With the weather changing (yes, it finally feels a little like fall in Texas) it has me reflecting on the changing seasons in our lives. We recently entered this new season of life now that we have 2 children. The transition hasn’t been easy, but it hasn’t been as hard as we expected either.
And now that my dad’s surgery is over and done with, it also got me thinking of the new season that we are entering now as we grow older. The things that we spoke about in our wedding vows, but at the time couldn’t really grasp just exactly what that would mean. “For better or for worse, in sickness and in health…” Yes, I understood the meaning of those words but I didn’t understand what life might throw at us that would entail “for better or for worse” and “in sickness and in health”.

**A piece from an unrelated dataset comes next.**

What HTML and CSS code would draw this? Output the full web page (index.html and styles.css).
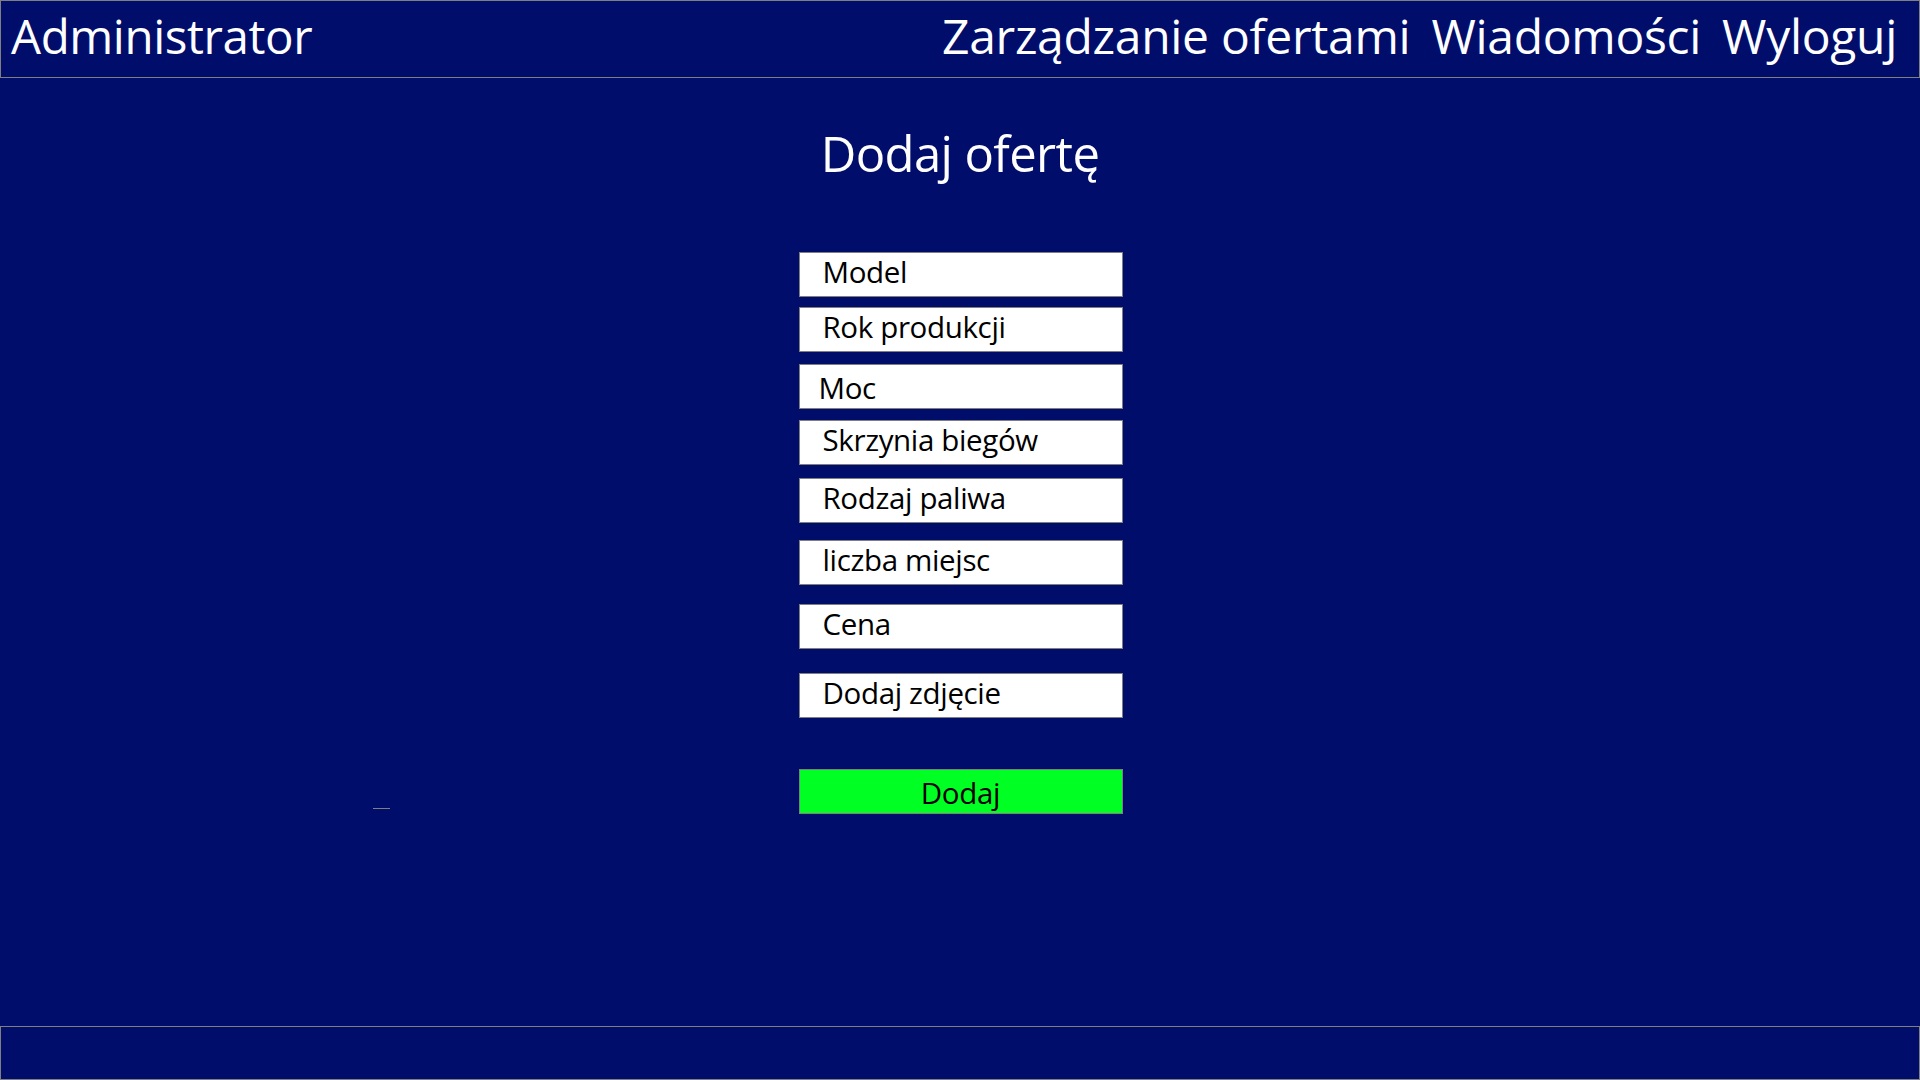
FILE: index.html
```html
<!DOCTYPE html>
<html lang="pl">
<head>
<meta charset="utf-8">
<title>Dodaj ofertę</title>
<link rel="stylesheet" href="styles.css">
</head>
<body>
<div class="page">
  <header class="topbar">
    <div class="brand">Administrator</div>
    <nav class="nav">
      <a class="nav-link" href="#">Zarządzanie ofertami</a>
      <a class="nav-link" href="#">Wiadomości</a>
      <a class="nav-link" href="#">Wyloguj</a>
    </nav>
  </header>
  <main class="main">
    <span class="stray"></span>
    <h1 class="title">Dodaj ofertę</h1>
    <form class="form">
      <div class="field">Model</div>
      <div class="field g10">Rok produkcji</div>
      <div class="field g12 narrow">Moc</div>
      <div class="field g11">Skrzynia biegów</div>
      <div class="field g13">Rodzaj paliwa</div>
      <div class="field g17">liczba miejsc</div>
      <div class="field g19">Cena</div>
      <div class="field g24">Dodaj zdjęcie</div>
      <button type="button" class="submit">Dodaj</button>
    </form>
  </main>
  <footer class="footer"></footer>
</div>
</body>
</html>
```
FILE: styles.css
```css
* { box-sizing: border-box; }
html, body { margin: 0; padding: 0; }
body {
  background: #000d6a;
  font-family: "Open Sans", "Noto Sans", sans-serif;
  color: #fff;
}
.page {
  height: 1080px;
  display: flex;
  flex-direction: column;
}
.topbar {
  height: 78px;
  border: 1px solid #7f7f7f;
  display: flex;
  align-items: center;
  justify-content: space-between;
  padding: 0 22px 6px 10px;
}
.brand {
  font-size: 47.5px;
  line-height: 1;
  letter-spacing: -0.4px;
}
.nav {
  display: flex;
  gap: 21px;
}
.nav-link {
  color: #fff;
  text-decoration: none;
  font-size: 48px;
  line-height: 1;
  letter-spacing: -0.3px;
}
.main {
  flex: 1;
  position: relative;
  display: flex;
  flex-direction: column;
  align-items: center;
}
.title {
  margin: 40px 0 0;
  height: 70px;
  font-weight: 400;
  font-size: 49px;
  line-height: 70px;
  letter-spacing: -0.6px;
}
.form {
  margin-top: 64px;
  display: flex;
  flex-direction: column;
  width: 324px;
  margin-left: 1px;
}
.field {
  height: 45px;
  background: #fff;
  border: 1px solid #7f7f7f;
  color: #000;
  font-size: 29.5px;
  line-height: 37px;
  padding-left: 23px;
  letter-spacing: -0.35px;
}
.field.narrow { padding-left: 19px; line-height: 46px; }
.g10 { margin-top: 10px; }
.g11 { margin-top: 11px; }
.g12 { margin-top: 12px; }
.g13 { margin-top: 13px; }
.g17 { margin-top: 17px; }
.g19 { margin-top: 19px; }
.g24 { margin-top: 24px; }
.submit {
  margin-top: 51px;
  height: 45px;
  background: #00ff22;
  border: 1px solid #7f7f7f;
  color: #000;
  font-family: inherit;
  font-size: 29.5px;
  line-height: 45px;
  padding: 0;
  letter-spacing: -0.3px;
}
.stray {
  position: absolute;
  left: 373px;
  top: 730px;
  width: 17px;
  height: 1px;
  background: #7f7f7f;
}
.footer {
  height: 54px;
  border: 1px solid #7f7f7f;
}
```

So I thought I’d write a bit about what we have learned that has helped us to best deal with the inevitable stress that comes along with times of change.
Last week when my dad had his surgery, Uri really stepped up for our family. I saw him in this new light. Yes, he’s always been supportive but it just dawned on me that this is what was meant when we said “for better or for worse”.
Last week was one of those “worse” moments. I was scared out of my mind with the possibilities of what could happen during his surgery or in the time leading up to the surgery (You can read about his surgery here). Yet Uri was my calm in the storm. He would pray with me when I was feeling overwhelmed, let me cry on his shoulder, and he took two days off of work last week so that I could be at the hospital, kid free, on the day of the surgery. I was even able to spend the night with my dad at the hospital so that my mom could go home and rest. That meant so much to me.
And the struggle was real for Uri, he took on my responsibilities at home with the kids for 2 days. Something he is not used to doing day and night by himself. He fed them, washed them, picked out their clothes, did their hair, got Camila ready for school, brought me and my family food at the hospital, cleaned the house (well……). He did a lot of things, just to show me how much he was there for me. I didn’t have to worry about taking care of their needs for those 2 days, I could just focus on my dad and his wellbeing.
THAT is what it is to support each other during seasons of change and for better or for worse.
But don’t get me wrong, this support doesn’t always have to come from a spouse. It can come from anyone, a parent, a friend, a coworker. Anyone that you feel you can turn to for the support that you need during your own times of change in life. The key is to just find someone, anyone, who can offer you that support. And be that someone for them when they need it too.
Learn to adapt
My dad is back at home now and is recovering well. And something that I’ve seen my mom do is learn how to adapt.
She’s had to learn how to do a lot of new things. Just yesterday, she was stressing out because my dad needed a prescription for something that he didn’t have yet. Obviously my dad can’t drive during this time, so my mom had to go and get it for him. She had to drive to the VA hospital, call my dad’s primary doctor at the VA, call his cardiologist, figure out where the VA hospital was (because my dad is always doing the driving), and a bunch of other stuff. Stuff that she is not at all used to doing.
But you know what? She is doing it all anyway!
She is learning to adapt to her situation. Something that is so key for anyone in a hectic situation. If you want to learn how to cope, you need to learn how to adapt.
Something that my dad has always said to me is “You panic, you die!” I know it sounds a little harsh (it’s so my dad, if you know him at all) but it’s something I ALWAYS remember in a stressful or scary situation. I can hear his words in my mind so clearly and it helps me to stay calm, focused, and do what needs to be done.
Seasons of change are inevitable, you can either choose to remain worried and ignore the situation completely. Or you can learn how to adapt, embrace the change, and grow from it.
This is a big one. And I feel like this seems to be a recurring theme in my blog posts, see here. I know that I often times struggle with not only asking for help but accepting help when it has been offered. But it is so essential during seasons of change or hardship.
While my dad has been recovering, family and friends have been bringing him and my mom meals. It has been such a huge help and blessing for my parents and I am so eternally grateful for everyone who has showered such love and encouragement on them.
I was a little hesitant when one of our church friends asked if it was okay to set up this meal calendar for my parents because I felt like it wasn’t anyone else’s responsibility to take care of them, only mine. I thought “I can handle it, I can help my mom to take care of him.”
But then when I really started to think about it, it became clear to me that I could not handle it. I have 2 small children that need my care 24/7. Not to mention, they would probably be a nuisance to someone who is trying to rest and recover from surgery at home.
But I realized that I don’t have to handle it all on my own. I have family and friends who not only want to help, but who are, in fact, waiting to help! I just have to accept that help!
Seasons of change and new adjustments can be some of the most difficult times in our lives. Finding support, learning to adapt, and accepting help can make it a little easier to navigate and cope with the stress that comes along with these times.
What are some ways that you deal with stressful situations in your life? Do you have a support system that you can turn to?